As hiring mangers grow to appreciate the value add of Gen Y, they must also become better at attracting them. But before you can attract, one must truly understand.
Here are a few reasons why all employers should love Millennial Talent.
1) They are as ambitious as always, but less idealistic.
Hiring managers and recruiters have had their gripes about Generation Y for years, citing a sense of arrogant entitlement among the bright-eyed job candidates coming to market. But the reality is that “The Trophy Generation,” as Millennials are sometimes called, ended when Gen Y obtained their inordinately expensive college degrees and entered one of the worst job markets in history.
Consider a typical, semi-experienced, 25 year-old job candidate named Willie. When Willie graduated from college in 2010, youth unemployment was at 19.1%, the highest rate ever, and the average student loan debt was $23,186. Willie’s idealism has been replaced by pragmatism, and the reality is that for many Millennials, any job is a good job.
What does this mean for employers? Simply that a highly-skilled, well-educated Gen Y candidate might take a job that a more experienced candidate would pass over, and for a lower salary that’s more aligned with the current market.
But this is not to say that Gen Y can be exploited. It just means that, as a generation, they have become more realistic. While a higher salary might be traded for job security, an employer still needs to market the other aspects of a role which are important to Gen Y candidates, like skills training, office culture, and work-life balance.
2) They can spot a fake.
Gen Y is excellent at discerning what’s hooey and what’s not. Raised with an iPod, the internet, social media, and 500 tv channels, they are a generation with the ability to parse the signal from the noise, if for no other reason than exposure to so much of the latter.
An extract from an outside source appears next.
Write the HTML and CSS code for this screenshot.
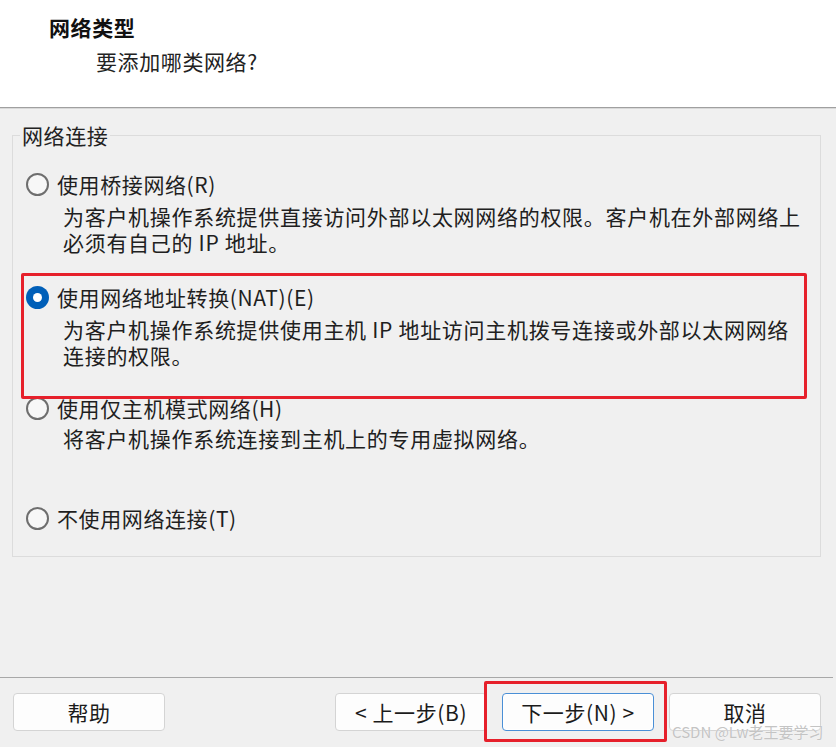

Therefore, employers must be as authentic as possible when imparting what it’s REALLY like to work at their company.
According to Jason Dorsey, best-selling author and Millennial expert, employers can start with these easy steps.
- show real pictures of the workplace. everybody uses stock photography, and it’s a turnoff.
- get actual employees to talk about what it’s like to work there.
- most job descriptions discuss “responsibilities,” but gen y is very challenge-driven, so don’t be afraid to mention some of the “challenges” the candidate will face in the first year.
If these steps seem persnickety, I should mention that implementing the above actions would be attractive to any candidate, not just to Millennials, because they fall under the umbrella of candidate transparency – something which we at Webrecruit espouse incessantly.
3) They are social, and they are mobile.
Gen Y candidates are not your father’s “flip-through-the-wanted-section-with-a-thick-red-pen” kind of job seeker. They are predominantly online and on a mobile device, and so that’s where employers need to reach them. If your company’s website isn’t optimized for mobile, then you’re making it harder than you probably think to attract Millennials.
According to CareerBuilder, Millennial candidates are 27% more likely than other candidates to use an employer’s website to measure the quality of the company.
Employer’s, then, need to ensure their social recruiting ducks are in a row so they don’t miss out on Gen Y talent.